On this day in 1697 was held the first service in the present St Paul’s Cathedral, at the time still in the process of being built by Sir Christopher Wren, after its immediate predecessor had been burnt down in the Great Fire of 1666 (*). Building and repair work would continue until 1710, and the cathedral would only finally formally open on Christmas Day, December 25th, 1711..
There have been five cathedrals on the site of the present St Paul’s.
The first was built in 604, shortly after the first Christian mission under St Augustine landed in Kent, by the King of Kent, Ethelburg, for the Bishop of London, Mellitus, and destroyed by fire in 675.
The second, “The Church of Paulesbyri”, was built between 675-85 by the Bishop, Erkenwald, and destroyed by the Vikings in 961.
The third was built in 961, and destroyed by fire in 1087.
The fourth, “old St Paul’s”, was built in the Norman, or Romanesque, style in the years after 1087 by the Bishop, Maurice and his successors; rebuilt and extended in the Gothic style in 1221-1240, and in the “New Work” of 1269-1332; renovated in the Renaissance style by Inigo Jones in 1633-1641, and again by Wren, after the Civil War, during which it had been occupied by Parliamentary troops and horses, in 1660; and burnt down in the Great Fire of 1666. There is a model of it in the Museum of London. It was clearly an impressive building, measuring some 600’ in length, and over 400’, or, according to some estimates, over 500’, in height, inclusive of the spire (which was destroyed by lightning in 1444, rebuilt in 1462, and destroyed by lightning again in 1561). As John Denham wrote in 1624: “That sacred pile, so vast, so high|That whether ‘tis a part of earth or sky|Uncertain seems, and may be thought a proud|Aspiring mountain or descending cloud … ”.

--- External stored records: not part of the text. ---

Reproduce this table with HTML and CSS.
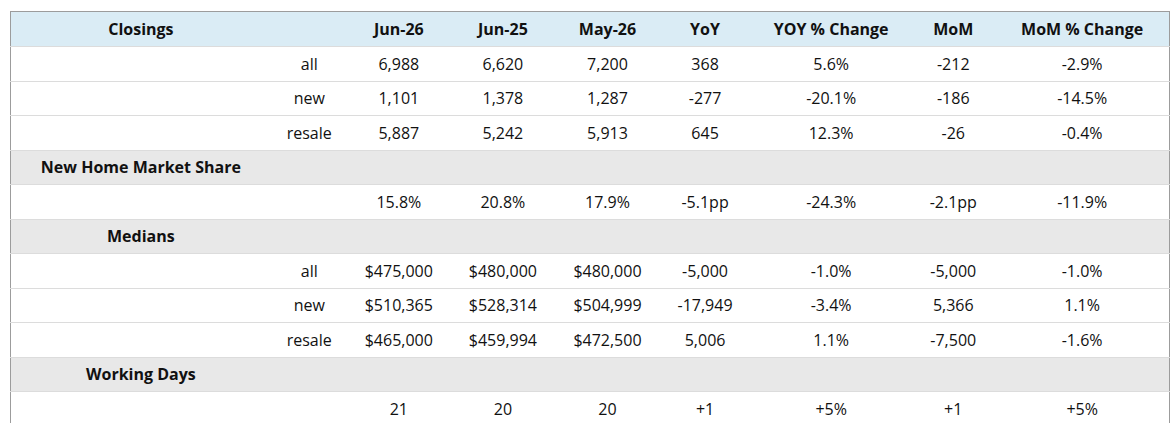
FILE: index.html
```html
<!DOCTYPE html>
<html>
<head>
<meta charset="utf-8">
<link rel="stylesheet" href="styles.css">
</head>
<body>
<table class="report">
  <colgroup>
    <col class="c-label"><col class="c-sub"><col class="c-jun26"><col class="c-jun25"><col class="c-may26"><col class="c-yoy"><col class="c-yoyp"><col class="c-mom"><col class="c-momp">
  </colgroup>
  <thead>
    <tr class="head">
      <th>Closings</th><th></th><th>Jun-26</th><th>Jun-25</th><th>May-26</th><th>YoY</th><th>YOY % Change</th><th>MoM</th><th>MoM % Change</th>
    </tr>
  </thead>
  <tbody>
    <tr><td></td><td>all</td><td>6,988</td><td>6,620</td><td>7,200</td><td>368</td><td>5.6%</td><td>-212</td><td>-2.9%</td></tr>
    <tr><td></td><td>new</td><td>1,101</td><td>1,378</td><td>1,287</td><td>-277</td><td>-20.1%</td><td>-186</td><td>-14.5%</td></tr>
    <tr><td></td><td>resale</td><td>5,887</td><td>5,242</td><td>5,913</td><td>645</td><td>12.3%</td><td>-26</td><td>-0.4%</td></tr>
    <tr class="section"><th>New Home Market Share</th><td></td><td></td><td></td><td></td><td></td><td></td><td></td><td></td></tr>
    <tr><td></td><td></td><td>15.8%</td><td>20.8%</td><td>17.9%</td><td>-5.1pp</td><td>-24.3%</td><td>-2.1pp</td><td>-11.9%</td></tr>
    <tr class="section"><th>Medians</th><td></td><td></td><td></td><td></td><td></td><td></td><td></td><td></td></tr>
    <tr><td></td><td>all</td><td>$475,000</td><td>$480,000</td><td>$480,000</td><td>-5,000</td><td>-1.0%</td><td>-5,000</td><td>-1.0%</td></tr>
    <tr><td></td><td>new</td><td>$510,365</td><td>$528,314</td><td>$504,999</td><td>-17,949</td><td>-3.4%</td><td>5,366</td><td>1.1%</td></tr>
    <tr><td></td><td>resale</td><td>$465,000</td><td>$459,994</td><td>$472,500</td><td>5,006</td><td>1.1%</td><td>-7,500</td><td>-1.6%</td></tr>
    <tr class="section"><th>Working Days</th><td></td><td></td><td></td><td></td><td></td><td></td><td></td><td></td></tr>
    <tr><td></td><td></td><td>21</td><td>20</td><td>20</td><td>+1</td><td>+5%</td><td>+1</td><td>+5%</td></tr>
  </tbody>
</table>
</body>
</html>
```
FILE: styles.css
```css
html, body {
  margin: 0;
  padding: 0;
  background: #ffffff;
}
body {
  padding: 11px 0 0 10px;
  font-family: "Open Sans", "Noto Sans", sans-serif;
  font-size: 16px;
  color: #111111;
}
.report {
  width: 1160px;
  border-collapse: collapse;
  table-layout: fixed;
  border: 1px solid #9c9c9c;
}
.c-label { width: 260px; }
.c-sub { width: 77px; }
.c-jun26 { width: 102px; }
.c-jun25 { width: 106px; }
.c-may26 { width: 103px; }
.c-yoy { width: 92px; }
.c-yoyp { width: 160px; }
.c-mom { width: 84px; }
.c-momp { width: 174px; }
.report th, .report td {
  padding: 0;
  height: 33.5px;
  text-align: center;
  vertical-align: middle;
  white-space: nowrap;
}
.report tr {
  border-bottom: 1px solid #dcdcdc;
}
.report th {
  font-weight: 700;
  color: #111111;
}
.head th {
  background: #daecf5;
  height: 34px;
}
.section th, .section td {
  background: #e8e8e8;
}
.report tbody tr:last-child {
  border-bottom: 0;
}
```
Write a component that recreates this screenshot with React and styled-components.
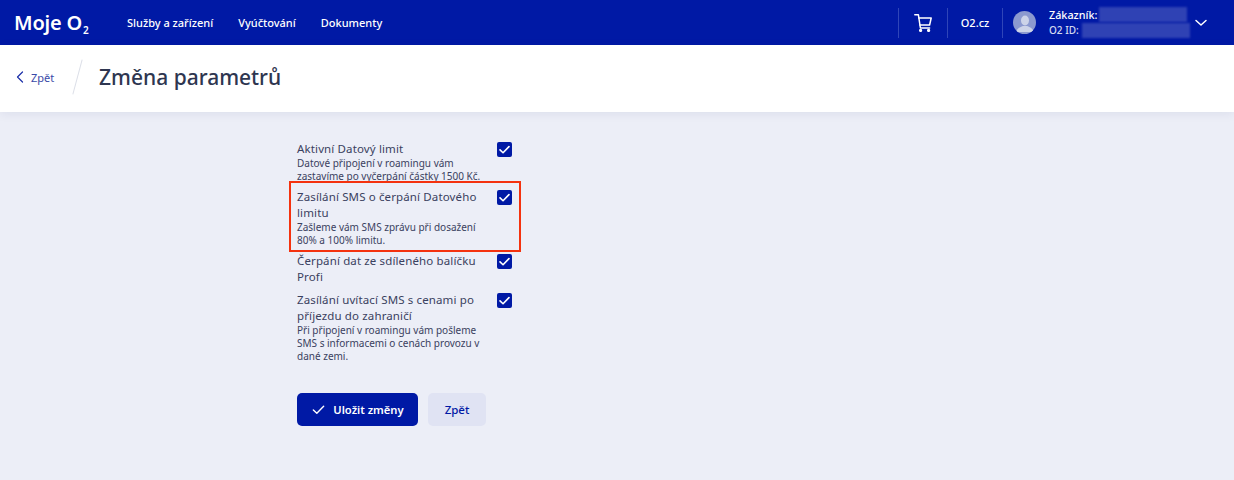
import React from "react"
import styled, { createGlobalStyle } from "styled-components"

const GlobalStyle = createGlobalStyle`
  html, body {
    margin: 0;
    padding: 0;
    background: #eceef7;
    font-family: "Noto Sans", "Open Sans", sans-serif;
    color: #2e3650;
  }
`

const options = [
  {
    title: "Aktivní Datový limit",
    text: "Datové připojení v roamingu vám zastavíme po vyčerpání částky 1500 Kč.",
  },
  {
    title: "Zasílání SMS o čerpání Datového limitu",
    text: "Zašleme vám SMS zprávu při dosažení 80% a 100% limitu.",
    marked: true,
  },
  { title: "Čerpání dat ze sdíleného balíčku Profi" },
  {
    title: "Zasílání uvítací SMS s cenami po příjezdu do zahraničí",
    text: "Při připojení v roamingu vám pošleme SMS s informacemi o cenách provozu v dané zemi.",
  },
]

const CheckIcon = ({ size = 16, width = 2 }) => (
  <svg width={size} height={size} viewBox="0 0 16 16" fill="none">
    <path d="M2.5 8.5 L6.2 12 L13.5 4.5" stroke="#fff" strokeWidth={width} strokeLinecap="round" strokeLinejoin="round" />
  </svg>
)

export default function App() {
  return (
    <>
      <GlobalStyle />
      <Header>
        <Logo>
          Moje O<sub>2</sub>
        </Logo>
        <Nav>
          <NavLink>Služby a zařízení</NavLink>
          <NavLink>Vyúčtování</NavLink>
          <NavLink>Dokumenty</NavLink>
        </Nav>
        <HeaderRight>
          <CartCell>
            <svg width="18" height="18" viewBox="0 0 18 18" fill="none" stroke="#fff" strokeWidth="1.5" strokeLinecap="round" strokeLinejoin="round">
              <path d="M0.8 0.8 H4.4 L6.4 14 H15.6" />
              <path d="M4.9 4 H17.2 L15.6 11 H5.9" />
              <circle cx="6.6" cy="16.4" r="0.9" />
              <circle cx="14.6" cy="16.4" r="0.9" />
            </svg>
          </CartCell>
          <SiteCell>O2.cz</SiteCell>
          <User>
            <Avatar>
              <svg width="22" height="22" viewBox="0 0 22 22" fill="#ccd3e8">
                <ellipse cx="11" cy="8.5" rx="4" ry="5" />
                <path d="M2.5 20 C3 15.5 7 15 9 14 H13 C15 15 19 15.5 19.5 20 Z" />
              </svg>
            </Avatar>
            <UserText>
              <UserLine>
                Zákazník:<Hidden $left={2} $width={88} />
              </UserLine>
              <UserLine $small>
                O2 ID:<Hidden $left={3} $width={108} />
              </UserLine>
            </UserText>
            <svg width="14" height="14" viewBox="0 0 14 14" fill="none" stroke="#fff" strokeWidth="1.5" strokeLinecap="round" strokeLinejoin="round">
              <path d="M2 4.5 L7 9 L12 4.5" />
            </svg>
          </User>
        </HeaderRight>
      </Header>
      <SubHeader>
        <BackLink>
          <svg width="8" height="12" viewBox="0 0 8 12" fill="none" stroke="#1a2fa8" strokeWidth="1.2" strokeLinecap="round" strokeLinejoin="round">
            <path d="M6.5 1 L1.5 6 L6.5 11" />
          </svg>
          Zpět
        </BackLink>
        <Slash />
        <Title>Změna parametrů</Title>
      </SubHeader>
      <Main>
        <Form>
          {options.map(o => (
            <Option key={o.title} $marked={o.marked} $bare={!o.text}>
              <OptionText>
                <OptionTitle>{o.title}</OptionTitle>
                {o.text && <OptionNote>{o.text}</OptionNote>}
              </OptionText>
              <Box>
                <CheckIcon size={13} />
              </Box>
            </Option>
          ))}
          <Actions>
            <PrimaryButton>
              <CheckIcon size={15} width={1.5} />
              Uložit změny
            </PrimaryButton>
            <SecondaryButton>Zpět</SecondaryButton>
          </Actions>
        </Form>
      </Main>
    </>
  )
}

const Header = styled.header`
  height: 45px;
  background: #0019a5;
  color: #fff;
  display: flex;
  align-items: center;
  padding-left: 14px;
  padding-right: 26px;
`

const Logo = styled.div`
  font-size: 20px;
  font-weight: 600;
  letter-spacing: -0.2px;
  width: 113px;
  line-height: 45px;
  white-space: nowrap;

  sub {
    font-size: 10px;
    line-height: 0;
    vertical-align: -4px;
    margin-left: 1px;
  }
`

const Nav = styled.nav`
  display: flex;
  gap: 25px;
`

const NavLink = styled.a`
  font-size: 11px;
  font-weight: 500;
  color: #fff;
`

const HeaderRight = styled.div`
  margin-left: auto;
  display: flex;
  align-items: center;
`

const CartCell = styled.div`
  width: 48px;
  height: 30px;
  border-left: 1px solid #2f45b8;
  border-right: 1px solid #2f45b8;
  display: flex;
  align-items: center;
  justify-content: center;
`

const SiteCell = styled.div`
  width: 54px;
  height: 30px;
  line-height: 30px;
  text-align: center;
  font-size: 11px;
  font-weight: 500;
  border-right: 1px solid #2f45b8;
`

const User = styled.div`
  display: flex;
  align-items: center;
  padding-left: 10px;
`

const Avatar = styled.div`
  width: 23px;
  height: 23px;
  border-radius: 50%;
  background: #8b99cf;
  overflow: hidden;
  display: flex;
  align-items: flex-end;
  justify-content: center;
  margin-right: 13px;
`

const UserText = styled.div`
  width: 137px;
  margin-right: 8px;
  display: flex;
  flex-direction: column;
  gap: 1px;
`

const UserLine = styled.div`
  display: flex;
  align-items: center;
  font-size: ${props => (props.$small ? "10px" : "10.8px")};
  font-weight: 500;
  line-height: 15px;
  white-space: nowrap;
  color: ${props => (props.$small ? "#d5daf0" : "#fff")};
`

const Hidden = styled.span`
  display: inline-block;
  height: 15px;
  width: ${props => props.$width}px;
  margin-left: ${props => props.$left}px;
  background: #2f42b4;
  filter: blur(1px);
  flex-shrink: 0;
`

const SubHeader = styled.div`
  box-sizing: border-box;
  height: 67px;
  padding: 0 0 3px 16px;
  background: #fff;
  box-shadow: 0 2px 10px rgba(20, 30, 90, 0.07);
  display: flex;
  align-items: center;
  position: relative;
`

const BackLink = styled.a`
  display: flex;
  align-items: center;
  gap: 7px;
  font-size: 11px;
  color: #3a4aa8;
  width: 61px;
`

const Slash = styled.div`
  width: 1px;
  height: 36px;
  background: #dcdfe8;
  transform: rotate(15deg);
  margin-right: 21px;
`

const Title = styled.h1`
  margin: 0;
  font-size: 21px;
  font-weight: 500;
  color: #2e3650;
`

const Main = styled.main`
  padding: 29px 0 0 297px;
`

const Form = styled.div`
  width: 215px;
`

const Option = styled.div`
  display: flex;
  justify-content: space-between;
  align-items: flex-start;
  position: relative;
  padding-bottom: ${props => (props.$bare ? "7px" : "6px")};

  ${props =>
    props.$marked &&
    `
    &::after {
      content: "";
      position: absolute;
      left: -8px;
      right: -9px;
      top: -8px;
      bottom: 1px;
      border: 2px solid #f4320f;
      pointer-events: none;
    }
  `}
`

const OptionText = styled.div`
  width: 190px;
`

const OptionTitle = styled.div`
  font-size: 11.5px;
  line-height: 16px;
  letter-spacing: 0.13px;
  color: #3a4160;
`

const OptionNote = styled.div`
  font-size: 10px;
  line-height: 13px;
  color: #3a4160;
`

const Box = styled.div`
  width: 15px;
  height: 15px;
  margin-top: 1px;
  border-radius: 2px;
  background: #0019a5;
  display: flex;
  align-items: center;
  justify-content: center;
  flex-shrink: 0;
`

const Actions = styled.div`
  display: flex;
  gap: 10px;
  margin-top: 24px;
`

const PrimaryButton = styled.button`
  width: 121px;
  height: 33px;
  border: 0;
  border-radius: 5px;
  background: #0019a5;
  color: #fff;
  font-family: inherit;
  font-size: 11.2px;
  font-weight: 600;
  display: flex;
  align-items: center;
  justify-content: center;
  gap: 7px;
`

const SecondaryButton = styled.button`
  width: 58px;
  height: 33px;
  border: 0;
  border-radius: 5px;
  background: #e0e3f3;
  color: #0019a5;
  font-family: inherit;
  font-size: 11.5px;
  font-weight: 500;
`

The fifth, present cathedral was built in the Baroque style by Wren between 1675-1710. It is faced in plain Portland Stone (66000 tons of it, quarried in Dorset and brought round the coast and up the Thames to London in barges), wonderfully reflective of the City’s light and mood. It is crowned with a glorious and iconic dome, making it unique among all the cathedrals of England. The stone-work is by the Master Masons Joshua Marshall and the brothers Edward and Thomas Strong and their team, overseen by Grinling Gibbons; the wood-work by the Master Carpenter John Langland and his team, also overseen by Grinling Gibbons; and the demi-grisaille paint-work inside the dome by the Painter-Stainer James Thornhill and his team. Wren’s simple epitaph inside the cathedral reads “Lector, si monumentum requiris, circumspice”, meaning “Reader, should you seek his memorial, look about you”. On the pediment above the south door is a stone bearing the image of a Phoenix rising from the ashes, together with the inscription “Resurgam”, meaning “I shall rise again” (a different stone bearing the same inscription had happened to be found among the smouldering ruins of the old cathedral – a positive portent if ever there was one).
There are a great many important memorials in the interior of the cathedral. The one in the south quire aisle to the metaphysical poet John Donne (1572-1631) survived the Great Fire, although if you look carefully, you can still see scorch-marks around its base! The ones in the crypt to, among others, Nicholas Bacon (d. 1579), father of Francis, and Thomas Heneage (d. 1594), stepfather of Shakespeare’s patron Henry Wriothesley, Earl of Southampton, also survived the fire, although again not without a certain amount of charring!
(*) The service was one of thanksgiving for the end of the Nine Years War, also known as the War of the Grand Alliance or the War of the League of Augsburg, between France on the one side, and a coalition of European countries, including Britain, on the other.